Our columnist and new puppy parent, Nick Roberts shares week-one of life with his adorable miniature Dachshund puppy, Otto.
The puppy has landed. Our life with a new dog began with a morning drive to the breeders and an hour and a half getting to know you time. Not only for us to get to know the dog, but for the breeder to get to know us. A final chance for her to make sure she made the right choice.
We met with her on three occasions and were impressed by her reluctance to tell us what we wanted to hear. She did not try to sell us any puppies. She vetted us as much as we vetted her. She was never rude or obtuse and gave us opportunity to see Otto in the weeks before we were allowed to collect him. She was always incredibly helpful. However, you felt as though she was doing this for the right reasons and that made us feel as though we had got Otto from the best home we could find.
He was in an inquisitive and playful mood throughout our conversations with the breeder. Soon it came time to go. We scooped him up, collected the blankets and toys that will remind him of his family, and with that, he left the only house he had known since the day he was born. Today was the day that the rest of his life would start, following a 45 minute car journey.
The first car journey can be a disorienting and terrifying experience for puppies leaving their first homes. Fortunately, Otto suffered no discomfort whatsoever. He was tired but seemed content. He arrived at our flat and settled in relatively easily. We put down some of the food he had been used to (tripe) and a bowl of water (that turned out to be too big for him so we needed to use a saucer instead) and got him used to what the rest of his life will be like.
His first afternoon and evening were subdued. He slept a lot, explored a little and ate or drank relatively nothing. When it came to bed time, the fun started. We placed him in his bed, situated in the kitchen, and sat in the front room. We wanted for him to get himself comfortable while we were still awake and hoped he would be fast asleep by the time we went to bed. He joined us within about five minutes.
We got a child gate from some relatives. A stroke of genius, we thought, that would get him used to our small kitchen as a place he could call his own. The gate lasted as long as it took Otto to realise he could squeeze through the bars. The decision not to get a crate was on my mind as we went to bed, leaving him in his basket in the kitchen.
It wasn’t long before the whimpering started, then the howling. It was an hour until he was in bed with us. We live in a first floor flat so it was not fair on our neighbours for a young puppy to be so loud late at night. Emma and I are also a pair of softies, which probably had more to do with Otto’s sleeping arrangements than anything else.

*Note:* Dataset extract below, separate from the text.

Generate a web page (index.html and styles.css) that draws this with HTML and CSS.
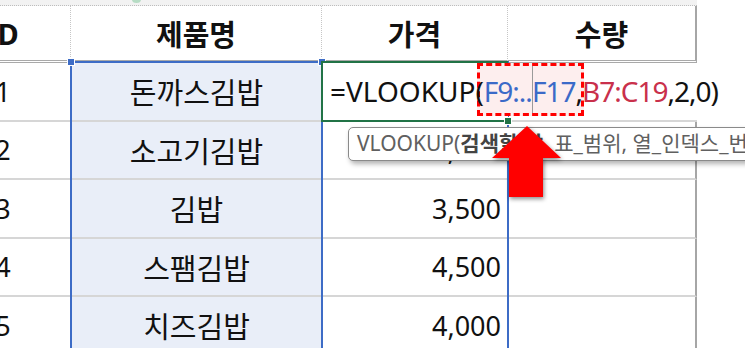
FILE: index.html
```html
<!DOCTYPE html>
<html lang="ko">
<head>
    <meta charset="UTF-8">
    <meta name="viewport" content="width=device-width, initial-scale=1.0">
    <title>VLOOKUP</title>
    <link rel="stylesheet" href="styles.css">
</head>
<body>
    <div class="sheet">
        <div class="strip"></div>
        <div></div>

        <div class="hd">ID</div>
        <div class="hd">제품명</div>
        <div class="hd">가격</div>
        <div class="hd last">수량</div>
        <div class="hd out"></div>

        <div class="cell id">1</div>
        <div class="cell name">돈까스김밥</div>
        <div class="cell active">
            <div class="mark"></div>
            <span class="formula">=VLOOKUP(<span class="args"><span class="ref-a">F9:..</span><span class="ref-a">F17</span>,<span class="ref-b">B7:C19</span>,2,0)</span></span>
        </div>
        <div class="cell qty first"></div>
        <div class="cell out"></div>

        <div class="cell id">2</div>
        <div class="cell name">소고기김밥</div>
        <div class="cell price">7,000</div>
        <div class="cell qty"></div>
        <div class="cell out"></div>

        <div class="cell id">3</div>
        <div class="cell name">김밥</div>
        <div class="cell price">3,500</div>
        <div class="cell qty"></div>
        <div class="cell out"></div>

        <div class="cell id">4</div>
        <div class="cell name">스팸김밥</div>
        <div class="cell price">4,500</div>
        <div class="cell qty"></div>
        <div class="cell out"></div>

        <div class="cell id">5</div>
        <div class="cell name">치즈김밥</div>
        <div class="cell price">4,000</div>
        <div class="cell qty"></div>
        <div class="cell out"></div>

        <!-- range outlines drawn over the cells -->
        <div class="range range-b"></div>
        <div class="range range-c"></div>
        <div class="blob"></div>

        <div class="tip">VLOOKUP(<b>검색할 값</b>, 표_범위, 열_인덱스_번호, [범위_검색])</div>

        <svg class="arrow" width="76" height="80" viewBox="0 0 76 80">
            <polygon points="39,4 4,36 21,36 21,75 55,75 55,36 73,36" fill="#ff0000"/>
        </svg>
    </div>
</body>
</html>
```

FILE: styles.css
```css
body {
    margin: 0;
    background-color: #fff;
    overflow: hidden;
    font-family: "Noto Sans", "Noto Sans CJK KR", sans-serif;
    color: #111;
}
.sheet {
    position: relative;
    display: grid;
    grid-template-columns: 136px 251px 186px 189px 48px;
    grid-template-rows: 6px 57px repeat(5, 58.5px);
    margin-left: -65px;
    width: 810px;
    height: 348px;
    overflow: hidden;
}
.strip {
    grid-column: 1 / 5;
    background-color: #f2f2f2;
    border-bottom: 1px dotted #bdbdbd;
}
.hd {
    display: flex;
    align-items: center;
    justify-content: center;
    box-sizing: border-box;
    font-weight: 700;
    font-size: 29px;
    border-right: 1px dotted #c6c6c6;
    border-bottom: 3px double #a9a9a9;
}
.hd.last {
    border-right: 2px solid #a6a6a6;
}
.hd.out {
    border: none;
}
.cell {
    display: flex;
    align-items: center;
    box-sizing: border-box;
    font-size: 27px;
    border-bottom: 2px solid #d6d6d6;
}
.cell.id {
    justify-content: center;
}
.cell.name {
    justify-content: center;
    font-size: 29px;
    background-color: #e9eef8;
}
.cell.price {
    justify-content: flex-end;
    padding-right: 7px;
}
.cell.qty {
    border-right: 2px solid #a6a6a6;
}
.cell.qty.first {
    border-right: none;
}
.cell.out {
    border: none;
}
.cell.active {
    position: relative;
    z-index: 3;
    margin-top: -2px;
    margin-left: -1px;
    border: 2px solid #217346;
    border-right: none;
    background-color: #fff;
    white-space: nowrap;
    font-size: 28px;
}
.cell.active::after {
    content: "";
    position: absolute;
    right: -4px;
    bottom: -5px;
    width: 6px;
    height: 6px;
    background-color: #217346;
    border: 1px solid #fff;
}
.formula {
    position: relative;
    z-index: 1;
    padding-left: 7px;
}
.args {
    letter-spacing: -1px;
}
.ref-a {
    color: #3b6ac8;
}
.ref-b {
    color: #c9304b;
}
.mark {
    position: absolute;
    left: 154px;
    top: 0;
    width: 107px;
    height: 53px;
    box-sizing: border-box;
    border: 3px dashed #f00;
    background-color: #fdeeee;
}
.mark::before {
    content: "";
    position: absolute;
    left: 52px;
    top: 0;
    bottom: 0;
    width: 1px;
    background-color: #9a9a9a;
}
.range {
    position: absolute;
    z-index: 1;
    top: 61px;
    height: 300px;
    box-sizing: border-box;
    border: 2px solid #3d6cc6;
    border-bottom: none;
}
.range::before {
    content: "";
    position: absolute;
    left: -5px;
    top: -5px;
    width: 6px;
    height: 6px;
    background-color: #3d6cc6;
    border: 1px solid #fff;
}
.range-b {
    left: 135px;
    width: 253px;
}
.range-c {
    left: 386px;
    width: 188px;
}
.blob {
    position: absolute;
    left: 197px;
    top: -4px;
    width: 9px;
    height: 7px;
    border-radius: 50%;
    background-color: #b6dcc4;
}
.tip {
    position: absolute;
    z-index: 4;
    left: 413px;
    top: 127px;
    width: 420px;
    height: 34px;
    box-sizing: border-box;
    padding-left: 8px;
    border: 1px solid #8a8a8a;
    border-radius: 5px;
    background-color: #fff;
    box-shadow: 2px 3px 5px rgba(0, 0, 0, 0.3);
    font-size: 21px;
    line-height: 31px;
    color: #606060;
    white-space: nowrap;
}
.tip b {
    color: #444;
}
.arrow {
    position: absolute;
    z-index: 5;
    left: 553px;
    top: 122px;
    filter: drop-shadow(1px 2px 2px rgba(0, 0, 0, 0.45));
}
```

Otto settled in quickly. He woke early the next morning and was quick to commence play. We don’t have carpet so I went to Ikea to buy a cheap rug for the floor. It quickly turned into a chew toy for Otto. It became apparent that Otto’s favourite game is chewing stuff. He chews anything he can get his teeth into. His more conventional favourite chew toys are ‘Luther’, a dachshund-esque toy with a long body made of loofah, and ‘Reek’ which is a small fluffy dog toy that Otto basically treats like his bitch.
Otto slowly found his appetite. Puppy milk was the first alternative food we put him on. He developed a taste for it quickly. Soon he was happy to eat a few biscuits in his puppy milk and eventually was on to puppy food. At the other end, he quickly got used to using his puppy matt too. He was settling in very well, but was still sleeping in our bed.
Some advice from a friend was for the puppy to sleep in his basket next to your bed. If he becomes restless, speak to the puppy in a soothing manner to let them know you are there. We made it to 4am on the first evening before it got too much for him and us. The second evening, he stayed in his basket the whole evening. Another battle felt won.
His first week and a bit of life with his new family ended with a trip to the vets for his second injection. He was putting on weight steadily and progressing well. We had the conversation of worming. Our last dog was on a variety of tablets and antibiotics due to skin issues. We felt this contributed to the AIHA that killed him at seven years old. This has made us wary of over medicating Otto. There must be other ways for dogs to get well, rather than injections and pills. Our vet advised us of recent incidences she had seen as her practice with dogs suffering from Lungworm that early inoculation was worth it.
So far, so good. Otto is settling in well and within a week we will be able to take him out walking and interacting with other dogs. This is when the fun will really begin.